__Exercise prompt__:
In the entries below, find every line holding the string "this" and collect it.
[Start Material shown]
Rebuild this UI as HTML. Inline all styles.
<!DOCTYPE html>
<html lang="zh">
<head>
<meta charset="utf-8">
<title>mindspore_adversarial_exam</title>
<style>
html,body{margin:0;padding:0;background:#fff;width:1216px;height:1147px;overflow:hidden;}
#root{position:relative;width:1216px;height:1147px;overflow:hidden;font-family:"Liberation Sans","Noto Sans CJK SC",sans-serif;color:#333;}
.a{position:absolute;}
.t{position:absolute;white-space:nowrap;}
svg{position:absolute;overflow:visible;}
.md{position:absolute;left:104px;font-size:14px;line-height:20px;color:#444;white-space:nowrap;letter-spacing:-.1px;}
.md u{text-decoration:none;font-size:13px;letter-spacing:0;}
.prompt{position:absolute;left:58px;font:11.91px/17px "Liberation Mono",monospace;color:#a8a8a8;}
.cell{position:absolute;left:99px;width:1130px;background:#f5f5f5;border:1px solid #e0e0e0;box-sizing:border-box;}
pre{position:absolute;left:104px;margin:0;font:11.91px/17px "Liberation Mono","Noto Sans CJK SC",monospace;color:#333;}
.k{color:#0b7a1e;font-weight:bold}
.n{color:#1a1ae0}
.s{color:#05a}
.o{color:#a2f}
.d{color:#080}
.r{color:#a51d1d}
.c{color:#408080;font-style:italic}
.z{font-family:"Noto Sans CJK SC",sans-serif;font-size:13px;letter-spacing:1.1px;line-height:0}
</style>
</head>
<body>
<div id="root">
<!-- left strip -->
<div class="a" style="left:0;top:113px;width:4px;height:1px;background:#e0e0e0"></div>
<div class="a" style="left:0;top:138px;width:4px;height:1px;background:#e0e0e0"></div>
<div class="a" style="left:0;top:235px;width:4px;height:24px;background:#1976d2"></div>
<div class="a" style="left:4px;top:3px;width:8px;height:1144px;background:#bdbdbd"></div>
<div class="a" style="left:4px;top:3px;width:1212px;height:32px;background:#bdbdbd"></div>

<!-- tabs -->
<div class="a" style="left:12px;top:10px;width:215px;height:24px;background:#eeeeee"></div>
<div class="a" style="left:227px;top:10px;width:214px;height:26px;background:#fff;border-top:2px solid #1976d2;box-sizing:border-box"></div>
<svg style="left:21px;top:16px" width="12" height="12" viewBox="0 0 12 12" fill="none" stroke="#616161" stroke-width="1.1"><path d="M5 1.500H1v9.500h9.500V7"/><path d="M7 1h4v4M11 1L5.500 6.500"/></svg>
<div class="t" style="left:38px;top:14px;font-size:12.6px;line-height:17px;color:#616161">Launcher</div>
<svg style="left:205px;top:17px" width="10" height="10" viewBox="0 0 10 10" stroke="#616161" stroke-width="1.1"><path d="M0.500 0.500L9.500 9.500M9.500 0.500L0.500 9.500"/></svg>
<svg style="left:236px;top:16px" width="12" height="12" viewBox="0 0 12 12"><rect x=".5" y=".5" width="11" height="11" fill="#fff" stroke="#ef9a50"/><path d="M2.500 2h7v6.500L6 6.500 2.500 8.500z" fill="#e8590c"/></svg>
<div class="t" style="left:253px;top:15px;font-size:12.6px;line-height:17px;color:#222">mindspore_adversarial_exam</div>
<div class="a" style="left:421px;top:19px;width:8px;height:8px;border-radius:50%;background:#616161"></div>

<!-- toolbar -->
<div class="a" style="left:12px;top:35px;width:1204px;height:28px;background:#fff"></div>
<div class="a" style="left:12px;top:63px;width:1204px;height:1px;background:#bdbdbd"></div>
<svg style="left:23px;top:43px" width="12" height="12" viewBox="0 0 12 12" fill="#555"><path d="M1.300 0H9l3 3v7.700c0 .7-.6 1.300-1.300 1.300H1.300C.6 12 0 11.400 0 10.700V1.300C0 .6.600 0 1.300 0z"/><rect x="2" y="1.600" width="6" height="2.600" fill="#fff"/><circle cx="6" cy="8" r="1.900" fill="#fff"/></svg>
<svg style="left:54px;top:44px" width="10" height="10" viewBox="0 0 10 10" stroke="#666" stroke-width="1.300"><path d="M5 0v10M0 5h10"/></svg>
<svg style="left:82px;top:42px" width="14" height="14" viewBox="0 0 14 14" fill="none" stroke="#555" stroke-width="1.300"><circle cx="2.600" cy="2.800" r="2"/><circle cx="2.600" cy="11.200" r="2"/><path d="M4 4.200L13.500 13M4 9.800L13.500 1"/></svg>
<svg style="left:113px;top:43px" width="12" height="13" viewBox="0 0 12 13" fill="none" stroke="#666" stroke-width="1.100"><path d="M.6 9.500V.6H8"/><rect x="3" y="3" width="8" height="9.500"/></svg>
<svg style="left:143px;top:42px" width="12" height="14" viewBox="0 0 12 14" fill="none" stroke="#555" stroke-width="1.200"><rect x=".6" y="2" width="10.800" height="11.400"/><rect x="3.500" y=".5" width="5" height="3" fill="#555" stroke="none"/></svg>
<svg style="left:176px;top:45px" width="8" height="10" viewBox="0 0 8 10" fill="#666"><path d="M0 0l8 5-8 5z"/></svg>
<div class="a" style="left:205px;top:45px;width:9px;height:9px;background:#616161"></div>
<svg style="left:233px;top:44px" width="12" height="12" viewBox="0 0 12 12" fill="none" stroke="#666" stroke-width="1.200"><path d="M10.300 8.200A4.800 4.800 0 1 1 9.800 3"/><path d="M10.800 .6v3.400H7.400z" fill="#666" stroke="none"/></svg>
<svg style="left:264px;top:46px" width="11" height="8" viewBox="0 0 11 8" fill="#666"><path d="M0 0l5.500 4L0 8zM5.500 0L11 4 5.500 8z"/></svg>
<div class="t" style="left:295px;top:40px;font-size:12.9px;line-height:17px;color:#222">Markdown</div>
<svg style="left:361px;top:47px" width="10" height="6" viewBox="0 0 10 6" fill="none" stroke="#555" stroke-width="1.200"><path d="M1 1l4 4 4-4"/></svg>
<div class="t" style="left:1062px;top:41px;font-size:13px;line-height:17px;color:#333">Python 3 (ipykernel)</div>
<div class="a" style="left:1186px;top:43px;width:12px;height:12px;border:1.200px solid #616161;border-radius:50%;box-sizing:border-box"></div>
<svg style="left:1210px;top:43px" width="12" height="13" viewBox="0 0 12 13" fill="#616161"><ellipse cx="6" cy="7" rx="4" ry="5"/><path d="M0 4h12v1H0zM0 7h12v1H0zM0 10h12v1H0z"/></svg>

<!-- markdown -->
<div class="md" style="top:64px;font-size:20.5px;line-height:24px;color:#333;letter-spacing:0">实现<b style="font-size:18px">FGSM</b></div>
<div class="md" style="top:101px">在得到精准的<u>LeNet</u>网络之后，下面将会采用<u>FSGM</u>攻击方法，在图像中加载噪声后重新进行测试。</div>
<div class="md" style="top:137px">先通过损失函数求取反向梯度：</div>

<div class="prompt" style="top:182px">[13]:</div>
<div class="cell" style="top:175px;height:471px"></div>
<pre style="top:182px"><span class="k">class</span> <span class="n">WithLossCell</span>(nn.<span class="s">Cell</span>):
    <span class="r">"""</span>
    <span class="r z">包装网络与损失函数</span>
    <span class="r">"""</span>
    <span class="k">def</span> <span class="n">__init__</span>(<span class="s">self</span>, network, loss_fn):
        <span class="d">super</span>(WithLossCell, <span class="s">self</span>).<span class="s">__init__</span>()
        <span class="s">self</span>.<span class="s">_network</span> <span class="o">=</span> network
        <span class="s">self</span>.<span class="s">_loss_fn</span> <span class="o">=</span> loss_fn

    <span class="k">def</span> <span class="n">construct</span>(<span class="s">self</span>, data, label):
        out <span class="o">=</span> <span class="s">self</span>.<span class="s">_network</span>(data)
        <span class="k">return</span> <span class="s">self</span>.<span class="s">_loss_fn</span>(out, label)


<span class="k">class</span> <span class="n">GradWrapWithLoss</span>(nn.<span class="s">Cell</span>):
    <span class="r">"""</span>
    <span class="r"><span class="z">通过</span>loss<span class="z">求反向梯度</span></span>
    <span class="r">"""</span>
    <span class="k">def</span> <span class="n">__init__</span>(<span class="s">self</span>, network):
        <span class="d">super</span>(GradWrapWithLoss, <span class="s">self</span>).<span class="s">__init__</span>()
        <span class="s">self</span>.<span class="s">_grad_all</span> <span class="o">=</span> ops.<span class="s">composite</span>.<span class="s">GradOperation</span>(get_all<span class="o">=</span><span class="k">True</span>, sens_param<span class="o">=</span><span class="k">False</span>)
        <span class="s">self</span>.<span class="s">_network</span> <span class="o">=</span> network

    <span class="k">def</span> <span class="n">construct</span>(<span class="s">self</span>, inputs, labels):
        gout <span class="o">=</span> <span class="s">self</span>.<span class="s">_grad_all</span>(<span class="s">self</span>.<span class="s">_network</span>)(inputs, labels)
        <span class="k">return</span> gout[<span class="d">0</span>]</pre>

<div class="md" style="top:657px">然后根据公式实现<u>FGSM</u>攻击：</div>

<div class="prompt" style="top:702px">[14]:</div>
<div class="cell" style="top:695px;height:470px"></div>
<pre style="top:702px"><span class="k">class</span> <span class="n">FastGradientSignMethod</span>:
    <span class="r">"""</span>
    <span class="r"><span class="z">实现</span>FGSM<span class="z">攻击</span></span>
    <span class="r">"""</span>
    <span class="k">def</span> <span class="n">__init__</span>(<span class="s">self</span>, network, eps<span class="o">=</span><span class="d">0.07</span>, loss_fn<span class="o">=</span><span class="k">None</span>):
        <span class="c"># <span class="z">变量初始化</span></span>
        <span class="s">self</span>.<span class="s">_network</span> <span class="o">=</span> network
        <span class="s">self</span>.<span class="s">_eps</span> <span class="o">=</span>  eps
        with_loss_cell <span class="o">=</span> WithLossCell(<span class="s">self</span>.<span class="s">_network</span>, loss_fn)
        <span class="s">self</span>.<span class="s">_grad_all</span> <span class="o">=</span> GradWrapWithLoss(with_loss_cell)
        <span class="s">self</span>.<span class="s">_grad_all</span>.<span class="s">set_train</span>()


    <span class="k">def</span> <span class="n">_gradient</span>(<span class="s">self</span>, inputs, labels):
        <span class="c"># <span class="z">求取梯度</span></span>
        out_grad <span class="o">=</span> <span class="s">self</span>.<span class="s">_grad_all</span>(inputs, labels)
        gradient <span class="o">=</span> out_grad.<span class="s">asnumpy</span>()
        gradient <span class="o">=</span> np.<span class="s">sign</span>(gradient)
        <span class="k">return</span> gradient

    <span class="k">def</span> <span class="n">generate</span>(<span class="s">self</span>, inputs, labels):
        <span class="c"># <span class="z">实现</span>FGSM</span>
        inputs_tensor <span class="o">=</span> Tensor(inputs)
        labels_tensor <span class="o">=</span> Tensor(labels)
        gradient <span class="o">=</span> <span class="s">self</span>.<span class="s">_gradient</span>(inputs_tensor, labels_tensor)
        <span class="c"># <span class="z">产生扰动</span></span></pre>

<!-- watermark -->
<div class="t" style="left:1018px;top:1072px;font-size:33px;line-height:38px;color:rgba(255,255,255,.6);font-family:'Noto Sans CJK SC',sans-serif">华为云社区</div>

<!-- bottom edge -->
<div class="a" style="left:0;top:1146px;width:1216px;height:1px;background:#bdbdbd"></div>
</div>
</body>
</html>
[End Material shown]
[Start Material shown]
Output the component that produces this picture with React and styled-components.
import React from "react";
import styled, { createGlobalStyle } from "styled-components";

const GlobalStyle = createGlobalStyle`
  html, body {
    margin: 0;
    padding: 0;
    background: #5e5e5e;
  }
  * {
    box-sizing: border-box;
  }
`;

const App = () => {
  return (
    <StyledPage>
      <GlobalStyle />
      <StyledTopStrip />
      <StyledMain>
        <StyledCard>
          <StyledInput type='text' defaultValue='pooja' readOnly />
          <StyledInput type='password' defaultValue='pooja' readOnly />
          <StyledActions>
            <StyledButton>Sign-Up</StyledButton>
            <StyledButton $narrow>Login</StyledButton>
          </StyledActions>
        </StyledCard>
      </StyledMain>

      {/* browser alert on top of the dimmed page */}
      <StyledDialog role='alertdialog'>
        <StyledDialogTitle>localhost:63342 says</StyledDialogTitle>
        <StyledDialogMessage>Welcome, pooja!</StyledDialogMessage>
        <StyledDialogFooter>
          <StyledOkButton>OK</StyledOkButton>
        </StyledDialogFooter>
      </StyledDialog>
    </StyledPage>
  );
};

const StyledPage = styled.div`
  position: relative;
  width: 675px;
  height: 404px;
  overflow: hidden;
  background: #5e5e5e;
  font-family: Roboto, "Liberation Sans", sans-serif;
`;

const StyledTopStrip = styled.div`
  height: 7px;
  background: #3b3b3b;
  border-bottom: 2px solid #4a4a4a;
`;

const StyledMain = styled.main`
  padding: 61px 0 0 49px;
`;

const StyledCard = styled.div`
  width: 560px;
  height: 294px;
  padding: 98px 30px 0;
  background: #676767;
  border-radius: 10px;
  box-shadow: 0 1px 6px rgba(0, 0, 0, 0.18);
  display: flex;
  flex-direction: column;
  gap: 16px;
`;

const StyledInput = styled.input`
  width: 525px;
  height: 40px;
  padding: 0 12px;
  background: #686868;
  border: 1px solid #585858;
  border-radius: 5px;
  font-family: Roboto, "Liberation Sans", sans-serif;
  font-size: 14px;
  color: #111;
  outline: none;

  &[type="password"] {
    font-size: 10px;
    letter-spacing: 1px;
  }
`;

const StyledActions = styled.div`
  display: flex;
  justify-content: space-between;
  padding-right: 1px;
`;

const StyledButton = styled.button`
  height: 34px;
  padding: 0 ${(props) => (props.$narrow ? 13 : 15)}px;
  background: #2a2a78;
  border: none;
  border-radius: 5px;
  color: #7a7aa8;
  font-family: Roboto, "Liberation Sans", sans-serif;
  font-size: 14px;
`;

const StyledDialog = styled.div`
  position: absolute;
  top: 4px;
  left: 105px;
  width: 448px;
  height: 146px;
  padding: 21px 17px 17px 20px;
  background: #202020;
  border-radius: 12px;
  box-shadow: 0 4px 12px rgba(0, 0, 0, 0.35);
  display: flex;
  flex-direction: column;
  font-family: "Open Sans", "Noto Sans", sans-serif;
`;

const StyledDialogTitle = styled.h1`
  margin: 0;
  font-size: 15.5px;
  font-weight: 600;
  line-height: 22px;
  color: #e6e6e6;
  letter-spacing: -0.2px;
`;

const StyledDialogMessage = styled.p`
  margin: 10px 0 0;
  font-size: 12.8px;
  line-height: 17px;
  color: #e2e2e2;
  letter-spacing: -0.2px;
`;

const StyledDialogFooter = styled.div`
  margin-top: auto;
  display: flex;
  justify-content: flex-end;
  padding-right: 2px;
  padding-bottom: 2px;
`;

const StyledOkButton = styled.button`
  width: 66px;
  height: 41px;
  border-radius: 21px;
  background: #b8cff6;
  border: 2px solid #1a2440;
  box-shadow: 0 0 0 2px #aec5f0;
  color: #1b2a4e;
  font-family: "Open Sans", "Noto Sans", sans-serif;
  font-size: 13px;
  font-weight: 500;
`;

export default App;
[End Material shown]
__Written answer__:
Rebuild this UI as HTML. Inline all styles.
Output the component that produces this picture with React and styled-components.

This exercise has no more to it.